The Ministry of Transport has said it is working assiduously to introduce the first ever electric and gas-powered buses for public transport in the country.
Mr Frederick Adom Obeng, the Deputy Minister for Transport, who disclosed this, said the Ministry was currently developing a mobility policy to guide the deployment and scale up of electric vehicles in the country.
According to him, the road transport services’ focus was mainly on technological shift away from petrol and diesel fuels to a finer alternative to reduce carbon emission.
Mr Obeng was speaking to the Ghana News Agency (GNA) on the side-lines of a stakeholders’ engagement on the National Energy Transition Plan at the National House of Chiefs at Manhyia, in Kumasi.
The forum under the theme “Moving Ghana towards a Net-Zero Future,” was aimed at encouraging Chiefs in the country to be advocates for creating awareness on the effects of human activities believed by some to be causing global warming.

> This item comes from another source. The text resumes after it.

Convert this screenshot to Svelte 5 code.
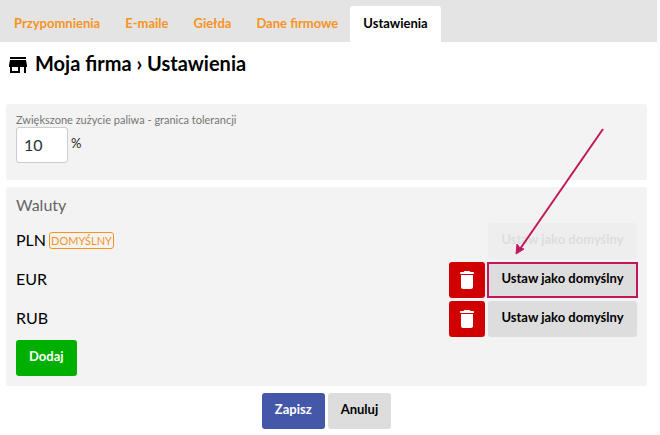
<script>
  const tabs = ['Przypomnienia', 'E-maile', 'Giełda', 'Dane firmowe', 'Ustawienia'];
  let active = $state('Ustawienia');
  let tolerance = $state('10');
  let defaultCode = $state('PLN');
  let currencies = $state(['PLN', 'EUR', 'RUB']);
  const highlighted = 'EUR';
</script>

<div class="page">
  <nav>
    {#each tabs as tab}
      <a href="#{tab}" class:active={tab === active} onclick={() => (active = tab)}>{tab}</a>
    {/each}
  </nav>

  <main>
    <h1>
      <svg width="24" height="24" viewBox="0 0 24 24" aria-hidden="true">
        <path d="M20 4H4v2h16V4zm1 10v-2l-1-5H4l-1 5v2h1v6h10v-6h4v6h2v-6h1zm-9 4H6v-4h6v4z" />
      </svg>
      <span>Moja firma › Ustawienia</span>
    </h1>

    <section class="card tolerance">
      <label for="tolerance">Zwiększone zużycie paliwa - granica tolerancji</label>
      <div class="field">
        <input id="tolerance" type="text" bind:value={tolerance} />
        <span>%</span>
      </div>
    </section>

    <section class="card currencies">
      <h2>Waluty</h2>
      {#each currencies as code}
        <div class="row">
          <div class="name">
            <span>{code}</span>
            {#if code === defaultCode}
              <span class="badge">DOMYŚLNY</span>
            {/if}
          </div>
          <div class="actions">
            {#if code !== defaultCode}
              <button
                class="delete"
                aria-label="Usuń {code}"
                onclick={() => (currencies = currencies.filter((c) => c !== code))}
              >
                <svg width="24" height="24" viewBox="0 0 24 24" aria-hidden="true">
                  <path d="M6 19c0 1.100.9 2 2 2h8c1.100 0 2-.9 2-2V7H6v12zM18 4h-2.500l-.7-.7c-.2-.2-.4-.3-.7-.3H9.900c-.3 0-.5.1-.7.3l-.7.7H6c-.6 0-1 .4-1 1s.4 1 1 1h12c.6 0 1-.4 1-1s-.4-1-1-1z" />
                </svg>
              </button>
            {/if}
            <button
              class="default"
              class:highlight={code === highlighted}
              disabled={code === defaultCode}
              onclick={() => (defaultCode = code)}>Ustaw jako domyślny</button
            >
          </div>
        </div>
      {/each}
      <button class="add">Dodaj</button>
    </section>

    <footer>
      <button class="save">Zapisz</button>
      <button>Anuluj</button>
    </footer>

    <svg class="arrow" width="92" height="130" viewBox="0 0 92 130" aria-hidden="true">
      <path d="M89 3L6 123" fill="none" stroke="#c2185b" stroke-width="2" />
      <path d="M2 128L3 118L6 122L10 123Z" fill="#c2185b" stroke="#c2185b" />
    </svg>
  </main>
</div>

<style>
  :global(body) {
    margin: 0;
    background: #fcfcfc;
  }
  .page {
    margin-right: 3px;
    min-height: 100vh;
    background: #fff;
    color: #000;
    font: 16px/22px Lato, sans-serif;
  }
  nav {
    display: flex;
    padding: 6px 1px 0;
    background: #e4e4e4;
  }
  nav a {
    padding: 6px 12px 8px 13px;
    border-radius: 3px 3px 0 0;
    color: #f7931e;
    font-size: 13px;
    font-weight: 700;
    text-decoration: none;
  }
  nav a.active {
    padding-right: 13px;
    background: #fff;
    color: #000;
  }
  main {
    position: relative;
    padding: 9px 10px 6px 6px;
  }
  h1 {
    display: flex;
    align-items: center;
    gap: 5px;
    height: 28px;
    margin: 0 0 25px;
    font-size: 20px;
    line-height: 24px;
  }
  h1 span {
    padding-bottom: 4px;
  }
  .card {
    margin-bottom: 7px;
    padding: 8px 10px 10px;
    border-radius: 3px;
    background: #f3f3f3;
  }
  .tolerance {
    padding-bottom: 17px;
  }
  label {
    display: block;
    color: #757575;
    font-size: 11px;
    line-height: 15px;
  }
  .field {
    display: flex;
    gap: 3px;
    line-height: 32px;
  }
  input {
    box-sizing: border-box;
    width: 52px;
    height: 36px;
    padding: 0 7px 2px;
    border: 1px solid #ccc;
    border-radius: 3px;
    background: #fff;
    color: #263238;
    font: 16px Lato, sans-serif;
  }
  .field span {
    font-size: 13px;
    color: #222;
  }
  h2 {
    margin: 0 0 8px;
    color: #666;
    font-size: 16px;
    font-weight: 400;
    line-height: 20px;
  }
  .row {
    display: flex;
    align-items: center;
    justify-content: space-between;
    height: 36px;
    margin-bottom: 3px;
  }
  .name {
    display: flex;
    align-items: center;
    gap: 3px;
    padding-bottom: 2px;
  }
  .badge {
    padding: 0 1px;
    border: 1px solid #f7931e;
    border-radius: 3px;
    color: #f7931e;
    font-size: 11px;
    line-height: 15px;
  }
  .actions {
    display: flex;
    gap: 3px;
  }
  button {
    height: 36px;
    padding: 0 13px 4px;
    border: 0;
    border-radius: 3px;
    background: #ddd;
    color: #000;
    font: 700 13px/32px Lato, sans-serif;
  }
  button:disabled {
    color: #888;
    opacity: 0.2;
  }
  .default {
    position: relative;
    min-width: 149px;
  }
  .highlight::after {
    content: '';
    position: absolute;
    inset: 0 -1px;
    border: 2px solid #c2185b;
  }
  .delete {
    display: flex;
    align-items: center;
    justify-content: center;
    width: 36px;
    padding: 0;
    background: #d00000;
    fill: #fff;
  }
  .add {
    display: block;
    background: #00b000;
    color: #fff;
  }
  footer {
    display: flex;
    justify-content: center;
    gap: 3px;
  }
  .save {
    background: #4557a9;
    color: #fff;
  }
  .arrow {
    position: absolute;
    top: 84px;
    right: 51px;
    pointer-events: none;
  }
</style>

The National Energy Transition Forum sought to, among other things, solicit stakeholders’ inputs towards the implementation of a harmonious national energy policy that is in sync with the Paris Accord, which aims at achieving a net-zero carbon emission.

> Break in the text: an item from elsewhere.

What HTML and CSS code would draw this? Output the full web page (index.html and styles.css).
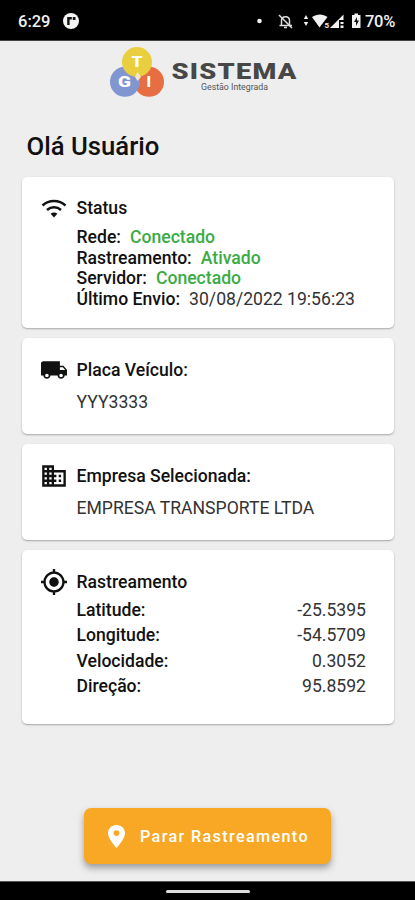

According to the Deputy Minister, the transport sector was vital to a robust economy and key to ensuring social cohesion.
He said everyday mobility and distribution of goods and services were made possible through transportation.
“The transport sector is vital to the functioning of the Ghanaian economy, and is key to ensuring social cohesion. This is because the distribution of goods and services across the country are made possible through transport,” he said.
The Deputy Minister said depending on the technology adopted, there could be a direct and indirect impact on the natural environment, adding that, “our development is underpinned largely by the use of fossil fuels from power generations to our communities.”
Majority of Ghanaians depend on the use of small to medium size vehicles either petrol or diesel engines, he said.
According to him, data available at the Driver and Vehicle Licensing Authority showed that of 2.8 million registered vehicles in 2021, 72 per cent were powered by petrol engines, 27 per cent by diesel and less than one per cent by LPG and other sources of energy.
This, he said, means the government ought to have more campaigns on the need to move from the use of fossil fuel to the use of more efficient energy sources.
Mr Obeng revealed that most advanced countries had allegedly set a target to end the production of fossil fuel-based vehicles by 2030 in tandem with the goal of ensuring a net-zero carbon emission.
He said the objectives of the plan was to increase natural gas-based electricity generation, increase the share of modern renewable energy (wind, solar, small hydro, waste to energy etc), and promote clean energy usage.